Utah doctor barred from climbing Alaskan peak after hindering 2021 rescue
Published atSALT LAKE CITY (KSL.com) — A northern Utah doctor has been banned from climbing Alaska’s tallest mountain for five years, after authorities accused him of interfering with a rescue operation last May.
Jason Lance, 48, of Mountain Green, in Morgan County, pleaded guilty in Alaska’s federal court last month to one misdemeanor count of violating a lawful order during an accident investigation. Lance was originally charged with three misdemeanors after he was initially accused of lying to emergency responders in order to get a rescue helicopter to fly him and others off of Denali, the tallest point in the United States. Lance later pleaded guilty to the misdemeanor after an amended charging document was filed in early March.
On Thursday, a federal judge sentenced Lance to pay a $5,000 fine, and he was banned from climbing Denali for five years, according to a news release from the U.S. Attorney’s Office for the District of Alaska. Lance was also ordered to make a $5,000 donation to the Denali Rescue Volunteers, an Alaska group that conducts rescue operations.
Lance and others were trying to summit Denali in May 2021 via the frequently climbed West Buttress route. Along the descent, Lance’s climbing partner began showing symptoms of altitude sickness, but they continued to ascend with others, according to charging documents. Lance and the climbing partner were unroped when the partner fell from the top of Denali Pass and tumbled roughly 1,000 feet down a snow and ice slope called the “Autobahn.”
Lance soon noticed the man had fallen and could see him lying motionless at the bottom of the slope. Lance triggered the partner’s emergency beacon, as did others on the ascent who saw the fall. Lance had grabbed the partner’s emergency beacon earlier in the day. The Denali National Park Service quickly dispatched a high-altitude helicopter, which arrived less than 30 minutes after the distress signal, and rescuers took the fallen climbing partner to the nearby town of Talkeetna for life-saving treatment, the charges state.
The next day, a Denali mountaineering ranger, who is also a member of law enforcement, approached Lance at a lower base camp and asked Lance to provide all of the man’s belongings. According to the amended charging document, Lance said he was safeguarding the other man’s belongings to take back to the man’s family.
The ranger asked Lance for the man’s emergency beacon device, and Lance initially said no. The ranger again asked for the beacon, and Lance again declined, saying, “I need the (beacon) to safely descend to base camp and plan on giving it to (the man’s) family in Anchorage,” charging documents say.
Lance later went into his tent to get the device, and the ranger told him through the tent walls that if he were to delete any messages from the beacon, he could face legal repercussions, charging documents say. Lance later reemerged from the tent and handed the device to the ranger, telling the ranger he did not delete any messages from the beacon.
However, the charging document says that some messages were deleted from the device.

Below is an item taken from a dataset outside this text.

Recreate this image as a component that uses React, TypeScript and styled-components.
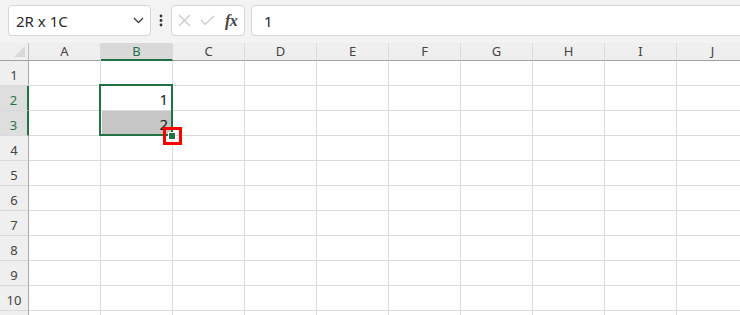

Investigators found that Lance had sent messages to Denali rangers requesting a second helicopter rescue after the first rescue. Lance sent messages requesting a helicopter. At first, he sent a message that his group lacked proper equipment to descend, and later he claimed that fellow climbers were going into shock and had early signs of hypothermia, charging documents say. That message launched an emergency response, according to earlier court filings, though an emergency helicopter was later turned around when a guide at a lower camp reported the climbers had descended under their own power.
Lance’s guilty plea is in connection to his refusal of “multiple direct orders” from the ranger to hand over the man’s emergency beacon, according to the amended charging document.
“Impeding the investigation of a near-fatal accident and attempting to secure helicopter rescue under misleading premises evinces a selfishness and indifference to the scarcity of public safety and rescue resources that is unacceptable anywhere, let alone on the tallest peak in North America,” said Alaska U.S. Attorney John Kuhn, Jr. in a statement.
A search of Utah’s Division of Occupational and Professional Licensing shows Lance has been a licensed physician in Utah since 2005.